Time Series Forecasting with Transformer

论文：Enhancing the Locality and Breaking the Memory Bottleneck of Transformer on Time Series Forecasting

（1）Background

The well-known self-attention based Transformer [1] has recently been proposed for sequence modeling with its fabulous capablility of capturing long time dependence. . But it still suffers some Weaknesses:

我们都知道，transformer 使用的 自注意力 机制相当于将句子中两个词的距离设定为 1。尽管作者尝试亡羊补牢，在 word encoding 的过程中加入了 position encoding 提供单词的位置信息。然而，在时序预测问题这种局部信息极为关键的问题中，仍然会因为其 insensitive to local context ，而带来负面影响。
传统的 transformer 占用的内存正比于句子长度 L 的平方。对于时间序列预测问题，输入的时间序列可能很长，导致memory bottleneck。（个人的见解就是内存的问题过个10年就都不是问题哈）

（2）Contribute

使用 transformer 进行时序预测，大量实验，效果好
提出 convolutional self-attention 机制产生自注意力机制中的 Q，K，使得 Query-key 更加关注局部信息。
LogSparse Transformer (space commplexity: $O(L\cdot(\log L)^2)$ ) 使得其可以用于更加细粒度的时序预测问题。

（3）Problem Definition

对于 $N$ 个不同时间序列 $\{z_{i,1:t_0}\}_{i=1}^N$ , 每一个时间序列 $z_{i,1:t_0}􏰄 = [z_{i,1}, z_{i,2}\cdots,z_{i,t_0}]$ ，我们的任务是预测接下来的 $\tau$ time steps 的序列值 $\{z_{i,t_0+1:t_0+\tau}\}_{i=1}^N$ 。除了这些，我们还已知 $\{x_{i,1:t_0+\tau}\}_{i=1}^N$ 各个时间点的 d 维的输入向量。我们的目标是建模一下条件分布：

$p(z_{i,t_0+1:t_0+\tau}\mid z_{i,1:t_0}, x_{i,1:t_0+\tau}; \phi) = \Pi_{t=t_0=1}^{t_0+\tau} p(z_{i,t}\mid z_{i,1:t-1}, x_{i,1:t}; \phi) \tag{1}$

问题可以简化为预测下一个时间节点的数据 $p(z_{t}|z_{1:t-1},x_{1:t};\phi)$ ，其中 $\phi$ 是模型参数 shared by all time series in the collection。
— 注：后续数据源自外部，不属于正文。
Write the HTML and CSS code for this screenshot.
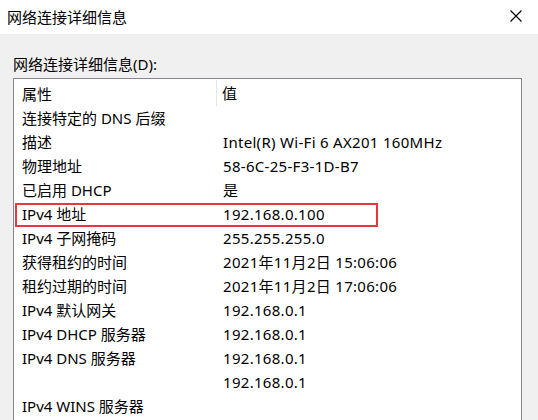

我们将时序测量值 $z_{t-1}$ 与 covariates $x_t$ 拼接起来共同作为模型在 $t$ 时刻的输入即

$y_t = [z_{t-1} \circ x_t] \in R^{d+1}; Y_t = [y_1, y_2, \cdots,y_t] \in R^{t\times (d+1)} \tag{2}$

（4） Methodology

（4.1）Enhancing the locality of Transformer

个人感觉：模型的主要灵感来于将 self-attention 模型中的输入 x 到 Q K V 的过程理解为 $1\times 1$ 的卷积操作，然后将这种卷积进行扩展，（很像 convlstm 和 lstm 的关系）。

上图展示了文章提出的模型与canonical Transformer模型的对比。区别在于Conv1d中将kernal size 大小从 1 调整到 k，使得Q，K在构造的时候考虑之前的 k 个context。使得模型获得了捕捉 shape 相似的能力。（canonical Transformer 仅关注的是输入时刻单点与之前那个单点更加相似，而这里关注的是k lag的时间段内信息与之前那个时间段信息更加相似），显然模型有一定合理性。